I think that's the way Bob Gainey is going. He's said he wants a fast, opportunistic team. He's not interested in one-dimensional players and he's not interested in goons. He wants players who bring more to the table and are able to contribute for ten or fifteen minutes a game. I hope this summer to see him add the pieces the team needs to roll those three scoring lines this year. With the likely departure of Michael Ryder, the team's top forwards are Plekanec, Koivu, the two Kostitsyns, Higgins, Kovalev and Latendresse. Gainey needs to add a centre and a winger to complete the set, whether through promotion from within or from the free agent market. I think Gainey knows today's NHL is making the traditional fourth line obsolete. High speed and the conservation of energy in rolling lines evenly seems the logical way to go. Hopefully, if it happens that way, the presitige and stigma of line labelling will start to disappear.

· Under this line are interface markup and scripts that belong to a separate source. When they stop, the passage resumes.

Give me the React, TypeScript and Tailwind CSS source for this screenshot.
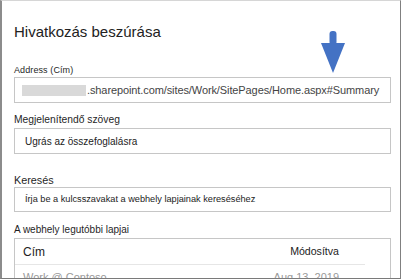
import React from "react";

function Field({ label, labelClass, children }: { label: string; labelClass: string; children: React.ReactNode }) {
  return (
    <div>
      <div className={labelClass}>{label}</div>
      {children}
    </div>
  );
}

export default function App() {
  return (
    <div className="relative w-[402px] h-[280px] overflow-hidden bg-white font-['Liberation_Sans',Arial,sans-serif] text-[#1f1f1f]">
      <div className="h-[279px] w-[401px] border-l-2 border-t border-r border-b border-l-[#8c8c8c] border-t-[#d6d6d6] border-r-[#808080] border-b-[#7a7a7a] overflow-hidden">
        <div className="pl-[12px] pr-[9px]">
          <h1 className="pt-[21px] text-[15px] leading-[20px] text-[#222]">Hivatkozás beszúrása</h1>

          <div className="mt-[22px]">
            <Field label="Address (Cím)" labelClass="text-[9px] leading-[13px] tracking-[0.1px]">
              <div className="h-[26px] w-[377px] border border-[#c6c6c6] flex items-center pl-[7px] text-[11px] tracking-[-0.1px] text-[#444]">
                <span className="inline-block h-[11px] w-[64px] shrink-0 bg-[#d9d9d9]" />
                <span className="ml-[1px] whitespace-nowrap">.sharepoint.com/sites/Work/SitePages/Home.aspx#Summary</span>
              </div>
            </Field>
          </div>

          <div className="mt-[9px]">
            <Field label="Megjelenítendő szöveg" labelClass="text-[10.3px] leading-[15px]">
              <div className="mt-[1px] h-[26px] w-[377px] border border-[#c6c6c6] flex items-center pl-[10px] text-[10px] text-[#222]">
                Ugrás az összefoglalásra
              </div>
            </Field>
          </div>

          <div className="mt-[20px]">
            <Field label="Keresés" labelClass="text-[10.8px] leading-[13px]">
              <div className="h-[25px] w-[377px] border border-[#c6c6c6] flex items-center pl-[10px] text-[9.2px] text-[#222]">
                Írja be a kulcsszavakat a webhely lapjainak kereséséhez
              </div>
            </Field>
          </div>

          <div className="mt-[11px]">
            <Field label="A webhely legutóbbi lapjai" labelClass="text-[10px] leading-[14px]">
              <div className="mt-[1px] w-[377px] h-[60px] border border-[#c6c6c6]">
                <div className="mr-[25px] h-[26px] border-b border-[#e6e6e6] flex items-center justify-between pl-[8px] pr-[26px] text-[#222]">
                  <span className="text-[12px]">Cím</span>
                  <span className="text-[10.6px]">Módosítva</span>
                </div>
                <div className="mr-[25px] flex justify-between pl-[8px] pr-[26px] pt-[4px] text-[11px] text-[#9a9a9a]">
                  <span>Work @ Contoso</span>
                  <span>Aug 13, 2019</span>
                </div>
              </div>
            </Field>
          </div>
        </div>
      </div>

      <svg className="absolute left-[321px] top-[31px]" width="25" height="43" viewBox="0 0 25 43">
        <rect x="8.5" y="0" width="7" height="14" rx="3" fill="#4472c4" />
        <path d="M0 12 L24 12 L12 42 Z" fill="#4472c4" />
      </svg>
    </div>
  );
}
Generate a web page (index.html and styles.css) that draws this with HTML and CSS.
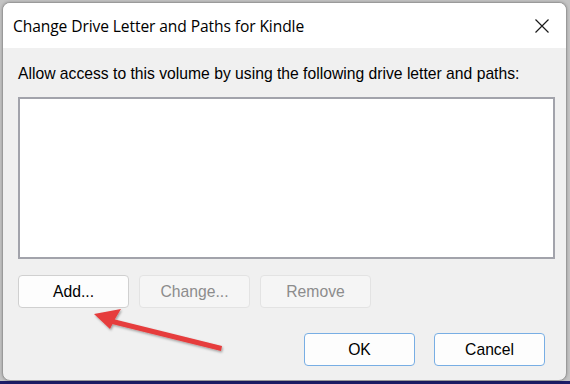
FILE: index.html
```html
<!DOCTYPE html>
<html>
<head>
<meta charset="utf-8">
<link rel="stylesheet" href="styles.css">
</head>
<body>
<div class="dialog">
  <div class="titlebar">
    <span class="title">Change Drive Letter and Paths for Kindle</span>
    <svg class="close" width="16" height="16" viewBox="0 0 16 16"><path d="M1.5 1.5 L14.5 14.5 M14.5 1.5 L1.5 14.5" stroke="#1a1a1a" stroke-width="1.2" fill="none"/></svg>
  </div>
  <div class="body">
    <div class="label">Allow access to this volume by using the following drive letter and paths:</div>
    <div class="listbox"></div>
    <div class="row1">
      <div class="btn">Add...</div>
      <div class="btn disabled">Change...</div>
      <div class="btn disabled">Remove</div>
    </div>
    <div class="row2">
      <div class="btn primary">OK</div>
      <div class="btn primary">Cancel</div>
    </div>
    <svg class="arrow" width="160" height="60" viewBox="0 0 160 60">
      <defs>
        <filter id="sh" x="-10%" y="-30%" width="130%" height="160%">
          <feDropShadow dx="1" dy="1.5" stdDeviation="1" flood-color="#000" flood-opacity="0.35"/>
        </filter>
      </defs>
      <g filter="url(#sh)" fill="#e63d3d">
        <path d="M139 41 L30 14 L29 19 L138 46 Z"/>
        <path d="M11 9 L38 4 L32 14 L27 24 Z"/>
      </g>
    </svg>
  </div>
</div>
</body>
</html>
```
FILE: styles.css
```css
html, body {
  margin: 0;
  padding: 0;
}
body {
  width: 570px;
  height: 384px;
  overflow: hidden;
  background: linear-gradient(to bottom, #c4c4c4 0, #c4c4c4 381px, #1c1c66 381px);
  font-family: "Liberation Sans", Arial, sans-serif;
}
.dialog {
  margin: 2px 0 0 2px;
  width: 563px;
  height: 377px;
  border: 1px solid #9a9a9a;
  border-radius: 8px;
  background: #f0f0f0;
  overflow: hidden;
  display: flex;
  flex-direction: column;
  box-shadow: 0 0 3px rgba(0,0,0,0.25);
}
.titlebar {
  height: 45px;
  background: #ffffff;
  display: flex;
  align-items: center;
  justify-content: space-between;
  padding: 0 16px 0 10px;
  flex-shrink: 0;
}
.title {
  font-family: "Open Sans", "Noto Sans", sans-serif;
  font-size: 15.6px;
  color: #000;
  letter-spacing: -0.1px;
}
.close {
  display: block;
}
.body {
  position: relative;
  flex: 1;
  padding: 17px 11px 0 15px;
  display: flex;
  flex-direction: column;
}
.label {
  font-size: 15.7px;
  line-height: 18px;
  color: #000;
}
.listbox {
  margin-top: 14px;
  height: 158px;
  background: #fff;
  border: 2px solid #a2a3ab;
}
.row1 {
  margin-top: 16px;
  display: flex;
  gap: 10px;
}
.btn {
  width: 109px;
  height: 31px;
  border: 1px solid #d0d0d0;
  border-radius: 4px;
  background: #fdfdfd;
  font-size: 15.7px;
  color: #000;
  display: flex;
  align-items: center;
  justify-content: center;
}
.btn.disabled {
  background: #f5f5f5;
  border-color: #e3e3e3;
  color: #8c8c8c;
}
.row2 {
  margin-top: 25px;
  display: flex;
  justify-content: flex-end;
  gap: 19px;
  padding-right: 10px;
}
.btn.primary {
  border-color: #78aee4;
  background: #fdfdfd;
}
.arrow {
  position: absolute;
  left: 80px;
  top: 257px;
}
```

Unfortunately, it may take longer for fans to stop obsessively forming their own fantasy lines. Who knows? Maybe someday Carbo will be wondering where to play Latendresse and some fan's imaginary lineup will inspire him. I guess if it makes people happy to think that might happen, then good for them. In the meantime, the only important opinions are Carbonneau's and Gainey's. And I like what they're doing so far. Everyone else can get in line.